Rabbit, once a high-school basketball star in Pennsylvania, then a trapped young husband, later a successful businessman (co-owner of a Toyota dealership) is Updike's American Everyman, living through half a century in the life of America. Each of the four major books defines an era while never losing sight of its main character's struggles to find himself in a frantic, demanding, constantly changing universe.

Rabbit, Run reflects the almost mandatory optimism of the 1950s, Rabbit Redux takes him through the furies of the 1960s, Rabbit is Rich captures the prosperity of the 1970s and in Rabbit at Rest, published in 1990, we find Rabbit approaching death in Florida. He's the solid foundation on which Updike's future reputation will rest.

Aside from his long shelf of wise and ingenious fiction, and his several books of impressive poetry, Updike wrote brilliant book reviews and persuasive art criticism. He was a talented sports writer too. When Ted Williams retired from the Boston Red Sox in 1960, Updike wrote a shrewd account of baseball greatness from a fan's viewpoint, his much-anthologized "Hub Fans Bid Kid Adieu."

He wrote the most curious autobiography, Self-Consciousness: Memoirs, (1989) in which he confessed, among other things, that he had always sympathized with Lyndon Johnson on the Vietnam war, quietly opposing the massed forces of American culture -- and that, stranger still, though he suffered from asthma all his life, he often had his children's cat in bed with him, resulting in frequent trips to the emergency ward for injections of adrenalin. "Get rid of the animals," his doctor would say. Updike would sigh, mumble something about the kids and take more pills.

He never ceased to exhibit an astonishing nerve. In an era when American fiction was dominated by Jews, Updike apparently decided there was no reason why Jews should have all the good Jewish characters.
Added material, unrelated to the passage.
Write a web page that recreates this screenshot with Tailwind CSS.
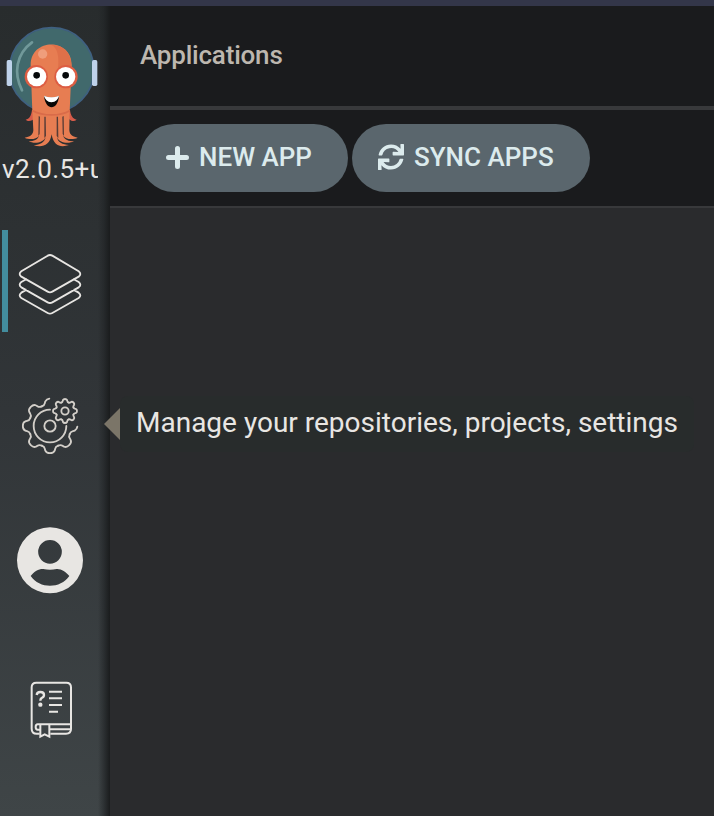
<!DOCTYPE html>
<html lang="en">
<head>
<meta charset="utf-8">
<title>Applications</title>
<script src="https://cdn.jsdelivr.net/npm/@tailwindcss/browser@4"></script>
</head>
<body class="h-[816px] w-[714px] overflow-hidden bg-[#2a2b2d] font-[Roboto,sans-serif]">
<div class="flex h-full flex-col">
  <div class="h-1.5 shrink-0 bg-[#333649]"></div>
  <div class="flex min-h-0 flex-1">
    <aside class="relative flex w-[110px] shrink-0 flex-col bg-linear-to-b from-[#282c2d] via-[#313538] to-[#3f4547]">
      <div class="absolute inset-y-0 right-0 w-3 bg-linear-to-r from-transparent via-[#202325]/60 to-[#1a1c1d]"></div>
      <svg class="mt-[18px] h-[126px] w-[104px] shrink-0" viewBox="0 72 312 378">
        <circle cx="155" cy="210" r="127" fill="#41696c" stroke="#3f6080" stroke-width="5"/>
        <path d="M96 127C48 162 40 220 66 271" fill="none" stroke="#71999a" stroke-width="8" stroke-linecap="round"/>
        <rect x="20" y="180" width="16" height="78" rx="5" fill="#bed2ea"/>
        <rect x="276" y="180" width="16" height="78" rx="5" fill="#bed2ea"/>
        <path d="M96 330C93 350 88 357 77 359C84 366 98 363 104 353L204 353C212 364 222 366 230 359C218 356 212 347 210 330Z" fill="#d65b49"/>
        <path d="M92 195C92 113 215 113 215 195L209 334L208 391C209 406 220 411 233 413C220 420 196 419 190 407C192 419 207 424 222 424C204 433 176 428 171 411C173 427 187 434 207 435C184 443 160 439 155 403C149 439 125 443 101 436C121 434 134 427 137 411C131 428 104 433 86 424C101 424 114 418 117 407C110 419 87 420 74 413C89 410 99 406 100 391L97 334Z" fill="#e77d52"/>
        <path d="M154 135C173 143 178 171 174 205L214 205C217 165 195 134 154 135Z" fill="#df7049"/>
        <path d="M98 332C130 349 180 349 209 332" fill="none" stroke="#d96b49" stroke-width="5"/>
        <path d="M116 348L120 350L119 402L115 408ZM133 350L137 350L138 408L133 414ZM170 350L174 350L175 414L170 408ZM187 350L191 348L192 408L188 402Z" fill="#573c36"/>
        <circle cx="128" cy="162" r="14" fill="#ef9e7c"/>
        <circle cx="109" cy="230" r="35" fill="#dd5d43"/><circle cx="198" cy="230" r="35" fill="#dd5d43"/>
        <circle cx="110" cy="230" r="29" fill="#fff"/><circle cx="197" cy="230" r="29" fill="#fff"/>
        <circle cx="110" cy="226" r="10" fill="#06080a"/><circle cx="197" cy="226" r="10" fill="#06080a"/>
        <path d="M132 288Q154 299 177 288C173 333 137 333 132 288Z" fill="#090706"/>
        <path d="M132 287Q154 296 177 287Q174 304 154 307Q136 304 132 287Z" fill="#fff"/>
      </svg>
      <div class="ml-0.5 h-[36px] w-[96px] shrink-0 overflow-hidden whitespace-nowrap text-[26px] leading-[38px] tracking-[0.4px] text-[#e8e6e3]">v2.0.5+unknown</div>
      <div class="ml-0.5 mt-[44px] flex h-[102px] w-[96px] shrink-0 items-center justify-center border-l-6 border-[#438d9e] pt-[5px] pr-[6px]">
        <svg class="h-16 w-16" viewBox="54 94 192 192" fill="none" stroke="#e8e6e3" stroke-width="5.5" stroke-linejoin="round">
          <path d="M143 105Q150 101 157 105L236 152Q246 160 236 168L157 213Q150 217 143 213L64 168Q54 160 64 152Z"/>
          <path d="M80 175L64 184Q54 192 64 200L143 245Q150 249 157 245L236 200Q246 192 236 184L220 175M80 207L64 216Q54 224 64 232L143 277Q150 281 157 277L236 232Q246 224 236 216L220 207"/>
        </svg>
      </div>
      <div class="mt-[62px] flex h-16 w-[100px] shrink-0 items-center justify-center">
        <svg class="h-16 w-16" viewBox="54 42 192 192" fill="none" stroke="#d3cfc9" stroke-width="5.5" stroke-linecap="round">
          <defs>
            <path id="tooth" d="M-24.5 59C-13 63-17 68-14 74C-10 84 10 84 14 74C17 68 13 63 24.5 59"/>
          </defs>
          <g transform="translate(150 138)">
            <circle r="17"/>
            <path d="M0-49A49 49 0 1 0 49 0"/>
            <use href="#tooth"/><use href="#tooth" transform="rotate(45)"/><use href="#tooth" transform="rotate(90)"/><use href="#tooth" transform="rotate(135)"/><use href="#tooth" transform="rotate(-45)"/>
            <path d="M-24.5-59C-13-63-17-68-14-74Q-10-81-2-82M59 24.5C63 13 68 17 74 14Q81 10 82 2"/>
          </g>
          <g transform="translate(195 93)">
            <circle r="11"/>
            <path id="cog" d="M-10.5 25.4C-6 27-7 31-6 33C-4 37 4 37 6 33C7 31 6 27 10.5 25.4"/>
            <use href="#cog" transform="rotate(45)"/><use href="#cog" transform="rotate(90)"/><use href="#cog" transform="rotate(135)"/><use href="#cog" transform="rotate(180)"/><use href="#cog" transform="rotate(225)"/><use href="#cog" transform="rotate(270)"/><use href="#cog" transform="rotate(315)"/>
          </g>
        </svg>
      </div>
      <div class="mt-[66px] flex h-[72px] w-[100px] shrink-0 items-center justify-center">
        <svg class="h-[72px] w-[72px]" viewBox="42 42 216 216" fill="#e8e6e3">
          <path fill-rule="evenodd" d="M150 52A99 99 0 1 1 150 250A99 99 0 1 1 150 52ZM150 90A35.500 35.500 0 1 0 150 161A35.500 35.500 0 1 0 150 90ZM92 198C103 184 117 176 130 177Q150 182 170 177C184 176 197 185 208 198C181 237 119 237 92 198Z"/>
        </svg>
      </div>
      <div class="mt-[82px] flex h-[64px] w-[102px] shrink-0 items-center justify-center">
        <svg class="h-[64px] w-[48px]" viewBox="81 24 144 192" fill="none" stroke="#e8e6e3" stroke-width="6">
          <path d="M119 191H110Q95 191 95 176V52Q95 38 109 38H199Q213 38 213 52V177Q213 191 198 191H151"/>
          <path d="M213 163H113Q107 163 107 171Q107 179 113 179H119M151 178H213M121 165V200L134 193L148 200V165"/>
          <path d="M110 75Q111 66 121 66Q132 66 132 75Q132 81 125 84Q121 87 121 92" stroke-width="7"/>
          <path d="M147 65H186M147 85H186M147 105H186M147 125H174"/>
          <circle cx="121" cy="104" r="6.5" fill="#e8e6e3" stroke="none"/>
        </svg>
      </div>
    </aside>
    <main class="flex min-w-0 flex-1 flex-col">
      <header class="flex h-[104px] shrink-0 items-center border-b-4 border-[#38393b] bg-[#1a1b1d] pb-[2px] pl-[30px] text-[26px] font-medium text-[#bdb7af]"><h1 class="tracking-[-0.2px]">Applications</h1></header>
      <div class="flex h-[98px] shrink-0 items-center gap-1 border-b-2 border-[#38393b] bg-[#1a1b1d] pl-[30px] text-[26px] font-medium text-[#dcebed]">
        <button class="flex h-[68px] w-[208px] items-center rounded-full bg-[#5a666d] pb-[2px] pl-[26px]">
          <svg class="mr-2.5 h-[23px] w-[23px] shrink-0" viewBox="0 0 23 23" stroke="#dcebed" stroke-width="5" stroke-linecap="round"><path d="M11.500 2.500V20.500M2.500 11.500H20.500"/></svg>
          <span class="whitespace-nowrap">NEW APP</span>
        </button>
        <button class="flex h-[68px] w-[238px] items-center rounded-full bg-[#5a666d] pb-[2px] pl-[26px]">
          <svg class="mr-2.5 h-[26px] w-[26px] shrink-0" viewBox="0 0 512 512" fill="#dcebed"><path d="M440.650 12.570l4 82.770A247.160 247.160 0 0 0 255.830 8C134.730 8 33.910 94.920 12.290 209.820A12 12 0 0 0 24.090 224h49.050a12 12 0 0 0 11.670-9.260 175.910 175.910 0 0 1 317-56.940l-101.460-4.860a12 12 0 0 0-12.570 12v47.410a12 12 0 0 0 12 12H500a12 12 0 0 0 12-12V12a12 12 0 0 0-12-12h-47.370a12 12 0 0 0-11.980 12.570zM255.830 432a175.610 175.610 0 0 1-146-77.800l101.800 4.870a12 12 0 0 0 12.570-12v-47.400a12 12 0 0 0-12-12H12a12 12 0 0 0-12 12V500a12 12 0 0 0 12 12h47.350a12 12 0 0 0 12-12.600l-4.150-82.570A247.170 247.170 0 0 0 255.830 504c121.110 0 221.930-86.920 243.550-201.820a12 12 0 0 0-11.800-14.180h-49.050a12 12 0 0 0-11.670 9.260A175.860 175.860 0 0 1 255.830 432z"/></svg>
          <span class="whitespace-nowrap">SYNC APPS</span>
        </button>
      </div>
    </main>
  </div>
</div>
<div role="tooltip" class="absolute left-[104px] top-[395px] flex h-[58px] items-center">
  <svg class="h-8 w-4" viewBox="0 0 16 32"><path d="M16 0V32L0 16Z" fill="#7b7568"/></svg>
  <div class="flex h-[56px] w-[574px] items-center rounded-lg bg-[#282c2c] pb-0.5 pl-4 text-[28px] whitespace-nowrap text-[#e8e6e3]"><span>Manage your repositories, projects, settings</span></div>
</div>
</body>
</html>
He invented a fictional author, Henry Bech, whose personality contained all the glories and terrors of outsider status as embodied in Jewish writing. Updike wrote three short-story collections, Bech: A Book, Bech is Back and Bech at Bay, each a shrewd imitation of Jewish sensibility.

Updike's Gertrude and Claudius (2000) was nothing less than a rewrite of Hamlet in which he made Gertrude and Claudius look good, Hamlet a bit of a villain -- and Hamlet's father a tyrant. Two years later, at age 70, he wrote an audacious novel, Seek My Face, an Updikean account of mid-century New York art, told by a 78-year-old painter who was once married to someone much like Jackson Pollock and later to a Pop artist combining the talents of Andy Warhol, Jasper Johns and Claes Oldenburg. Of the Pollock character, who drank himself to death, his ex-wife says "He hated himself for becoming a celebrity ... For being made to see, I suppose, that becoming a celebrity was what he wanted all along."

In those days, she says, everyone wanted to put their "self " on the canvas -- that was all anybody talked about. Abstraction, she explains, was so glamorous because it was "all self." Updike has a minor character explain that each painting was a wrestle with God, the self and beauty.

That's Updike himself talking. He was a God-haunted author, who introduced the deity in some of the least expected places. When he was writing book reviews regularly, it sometimes seemed that every second piece dealt with his changing views of theology, which somehow always involved Kierkegaard. He was a famously busy writer, absorbed in the intense busyness of his soul. All of Updike's writing leaves us with the powerful feeling that something serious is at stake.